Upload a file or files to the default stream, or a given stream

  • URL: https://pod.stanford.edu/organizations/$ORG_CODE/uploads (replace $ORG_CODE with your organization code)
  • Method: POST
Parameter name Required? Description
upload[files][] ✅ (either this or upload[url]) Attach one or more files; see the data documentation for more information about accepted file types. Each uploaded file SHOULD include a Content-Type (one of: application/marc, application/marcxml+xml, or text/plain (for plain text deletes)).
upload[url] ✅ (either this or upload[files][]) "Upload" from an external URL; POD will attempt to download the file from this URL. This parameter should only include the URL to the file. POD will determine the content-type from the file extension (.mrc for MARC binary, .xml for MARC XML, .del.txt, .del, or .delete for plain text deletes).
stream (optional) a locally-defined value used to group multiple uploads together. If omitted, the uploads are placed in the current default stream

Mark a named stream as default stream

  • URL: https://pod.stanford.edu/organizations/$ORG_CODE/streams/make_default?stream=$STREAM_ID (replace $ORG_CODE with your organization code and $STREAM_ID the named stream identifier)
  • Method: POST
Parameter name Required? Description
stream a locally-defined value (see above); by making the stream the "default", it will be exposed for harvesting

Examples

Curl

# Set up some environment information (and, in reality, consider protecting your ACCESS_TOKEN by some means)
$ export ORG_CODE="..." # put your organization code (e.g. 'stanford')
$ export ACCESS_TOKEN="..." # put your access token here
$ export STREAM_ID=$(date +%F) #  or some other identifier for the stream

# Upload the e.g.
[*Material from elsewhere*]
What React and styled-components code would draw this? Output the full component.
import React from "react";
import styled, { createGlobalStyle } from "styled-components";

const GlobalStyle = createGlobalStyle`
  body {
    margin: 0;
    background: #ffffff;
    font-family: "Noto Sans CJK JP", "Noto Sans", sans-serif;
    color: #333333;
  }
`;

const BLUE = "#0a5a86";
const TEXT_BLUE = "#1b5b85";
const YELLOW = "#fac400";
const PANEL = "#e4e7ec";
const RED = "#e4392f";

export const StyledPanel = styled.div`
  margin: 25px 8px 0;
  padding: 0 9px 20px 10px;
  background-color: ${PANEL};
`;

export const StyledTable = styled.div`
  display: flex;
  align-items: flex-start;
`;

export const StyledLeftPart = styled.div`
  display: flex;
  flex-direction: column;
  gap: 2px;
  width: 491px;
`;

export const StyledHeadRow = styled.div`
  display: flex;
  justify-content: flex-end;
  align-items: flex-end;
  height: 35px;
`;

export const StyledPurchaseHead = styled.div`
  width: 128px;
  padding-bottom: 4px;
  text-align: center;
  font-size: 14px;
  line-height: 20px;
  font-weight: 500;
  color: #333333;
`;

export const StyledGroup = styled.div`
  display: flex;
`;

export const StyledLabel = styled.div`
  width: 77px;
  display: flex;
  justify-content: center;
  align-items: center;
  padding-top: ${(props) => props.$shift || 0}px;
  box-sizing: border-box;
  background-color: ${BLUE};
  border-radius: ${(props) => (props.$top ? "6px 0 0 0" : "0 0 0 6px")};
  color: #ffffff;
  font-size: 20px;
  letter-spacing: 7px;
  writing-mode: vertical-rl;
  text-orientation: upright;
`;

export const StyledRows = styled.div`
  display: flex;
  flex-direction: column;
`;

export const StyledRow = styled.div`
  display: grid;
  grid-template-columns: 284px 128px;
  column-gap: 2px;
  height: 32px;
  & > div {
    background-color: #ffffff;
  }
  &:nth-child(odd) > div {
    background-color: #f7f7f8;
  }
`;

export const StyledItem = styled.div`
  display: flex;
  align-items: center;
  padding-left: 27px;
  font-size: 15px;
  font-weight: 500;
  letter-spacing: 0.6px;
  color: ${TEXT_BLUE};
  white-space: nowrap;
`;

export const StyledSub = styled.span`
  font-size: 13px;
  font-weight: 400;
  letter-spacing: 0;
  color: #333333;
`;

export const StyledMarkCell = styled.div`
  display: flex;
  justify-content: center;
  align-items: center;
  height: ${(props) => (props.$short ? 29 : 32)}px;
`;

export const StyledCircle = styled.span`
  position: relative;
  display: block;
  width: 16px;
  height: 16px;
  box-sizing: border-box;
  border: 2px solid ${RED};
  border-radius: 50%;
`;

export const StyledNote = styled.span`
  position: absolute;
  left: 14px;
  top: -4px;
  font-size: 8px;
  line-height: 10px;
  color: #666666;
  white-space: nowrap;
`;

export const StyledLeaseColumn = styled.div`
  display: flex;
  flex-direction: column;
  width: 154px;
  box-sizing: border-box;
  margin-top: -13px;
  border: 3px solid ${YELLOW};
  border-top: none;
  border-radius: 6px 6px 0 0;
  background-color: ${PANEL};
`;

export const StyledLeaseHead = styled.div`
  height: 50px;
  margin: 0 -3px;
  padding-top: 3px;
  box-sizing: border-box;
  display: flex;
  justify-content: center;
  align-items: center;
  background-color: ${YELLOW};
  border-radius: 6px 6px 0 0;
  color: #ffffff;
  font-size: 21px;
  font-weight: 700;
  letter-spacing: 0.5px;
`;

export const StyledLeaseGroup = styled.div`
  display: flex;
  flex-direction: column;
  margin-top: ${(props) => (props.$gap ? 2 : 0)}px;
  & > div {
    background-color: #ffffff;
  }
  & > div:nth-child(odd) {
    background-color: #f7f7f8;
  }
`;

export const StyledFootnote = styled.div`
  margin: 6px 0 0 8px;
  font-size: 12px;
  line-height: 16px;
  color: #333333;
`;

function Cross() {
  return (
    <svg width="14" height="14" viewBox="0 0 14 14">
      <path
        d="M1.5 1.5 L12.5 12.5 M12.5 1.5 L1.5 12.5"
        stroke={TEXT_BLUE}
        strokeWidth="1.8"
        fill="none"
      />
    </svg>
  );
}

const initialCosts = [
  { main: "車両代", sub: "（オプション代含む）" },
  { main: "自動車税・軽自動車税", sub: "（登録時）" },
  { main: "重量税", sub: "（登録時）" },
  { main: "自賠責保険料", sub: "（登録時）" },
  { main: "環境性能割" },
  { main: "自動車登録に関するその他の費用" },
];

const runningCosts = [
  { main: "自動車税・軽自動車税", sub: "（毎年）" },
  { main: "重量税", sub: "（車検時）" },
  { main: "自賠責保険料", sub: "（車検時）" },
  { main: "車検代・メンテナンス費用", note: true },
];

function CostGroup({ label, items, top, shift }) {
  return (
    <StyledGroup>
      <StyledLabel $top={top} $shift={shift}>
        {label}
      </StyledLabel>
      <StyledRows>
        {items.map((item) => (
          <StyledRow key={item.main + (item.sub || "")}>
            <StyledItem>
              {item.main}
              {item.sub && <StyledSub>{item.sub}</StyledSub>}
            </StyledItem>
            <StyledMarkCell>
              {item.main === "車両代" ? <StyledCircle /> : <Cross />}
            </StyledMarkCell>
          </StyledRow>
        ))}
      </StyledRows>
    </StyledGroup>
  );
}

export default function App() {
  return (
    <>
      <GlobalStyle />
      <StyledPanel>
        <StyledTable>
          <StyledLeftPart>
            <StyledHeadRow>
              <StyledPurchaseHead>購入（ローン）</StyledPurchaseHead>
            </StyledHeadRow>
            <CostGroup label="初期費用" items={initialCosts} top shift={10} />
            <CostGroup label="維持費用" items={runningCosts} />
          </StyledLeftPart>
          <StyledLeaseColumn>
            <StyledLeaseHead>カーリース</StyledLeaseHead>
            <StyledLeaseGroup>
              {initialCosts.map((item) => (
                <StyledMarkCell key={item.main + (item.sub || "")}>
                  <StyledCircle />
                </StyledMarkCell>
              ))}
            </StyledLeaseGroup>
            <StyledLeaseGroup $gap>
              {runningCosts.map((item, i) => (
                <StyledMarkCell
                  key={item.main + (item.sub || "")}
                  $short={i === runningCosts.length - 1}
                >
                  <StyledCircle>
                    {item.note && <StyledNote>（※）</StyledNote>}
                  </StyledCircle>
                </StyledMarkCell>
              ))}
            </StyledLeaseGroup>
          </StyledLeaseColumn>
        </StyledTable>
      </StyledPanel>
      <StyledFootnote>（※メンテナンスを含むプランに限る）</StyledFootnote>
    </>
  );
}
MARC21 files in the current directory in a single upload
$ ls -d * | xargs -I{} printf "\-F 'upload[files][]=@%s;type=application/marc' " {} | xargs curl -H "Authorization: Bearer $ACCESS_TOKEN" -H "Accept: application/json" --url https://pod.stanford.edu/organizations/$ORG_CODE/uploads?stream=$STREAM_ID
# use application/marcxml+xml for MARCXML, and text/plain for newline-delimited deletes.

# OR, upload multiple files in parallel
$ ls -d * | xargs -I{} curl -F 'upload[files][]=@{};type=application/marc' -H 'Authorization: Bearer $ACCESS_TOKEN' -H "Accept: application/json" --url https://pod.stanford.edu/organizations/$ORG_CODE/uploads?stream=$STREAM_ID
# Make the full dump available for harvesting
$ curl -X POST -H "Authorization: Bearer $ACCESS_TOKEN"  -H "Accept: application/json" --url https://pod.stanford.edu/organizations/$ORG_CODE/streams/make_default?stream=$STREAM_ID

Ruby

require 'net/http'

ORG_CODE = '...' # put your organization code (e.g. 'stanford')
STREAM_ID = '...' # identifier for the stream
ACCESS_TOKEN = '...'# put your access token here

uri = URI("https://pod.stanford.edu/organizations/#{ORG_CODE}/uploads?stream=#{STREAM_ID}")
request = Net::HTTP::Post.new(uri)
request['Authorization'] = "Bearer #{ACCESS_TOKEN}"
request['Accept'] = 'application/json'
form_data = [['upload[files][]', File.open('/path/to/file.xml')]]
request.set_form form_data, 'multipart/form-data'
response = Net::HTTP.start(uri.hostname, uri.port, use_ssl: true) do |http|
   http.request(request)
end

Python

require httpx

ORG_CODE = '...' # put your organization code (e.g. 'stanford')
STREAM_ID = '...' # identifier for the stream
ACCESS_TOKEN = '...'# put your access token here

uri = f'https://pod.stanford.edu/organizations/{ORG_CODE}/uploads?stream={STREAM_ID}'
headers = {'Authorization': f'Bearer {ACCESS_TOKEN}', 'Accept': 'application/json'}
files = { 'upload[files][]': open('/path/to/file.xml', 'rb') }
response = httpx.post(uri, files=files, headers=headers)

Note about Accept headers

If you do not set an Accept header POD will assume you want an html response and if the upload is successful POD will return a 302 redirect to the upload page. When uploading files via a script you can set the Accept header to application/json and if the upload is successful POD will return a 201 response and some JSON with information about the upload.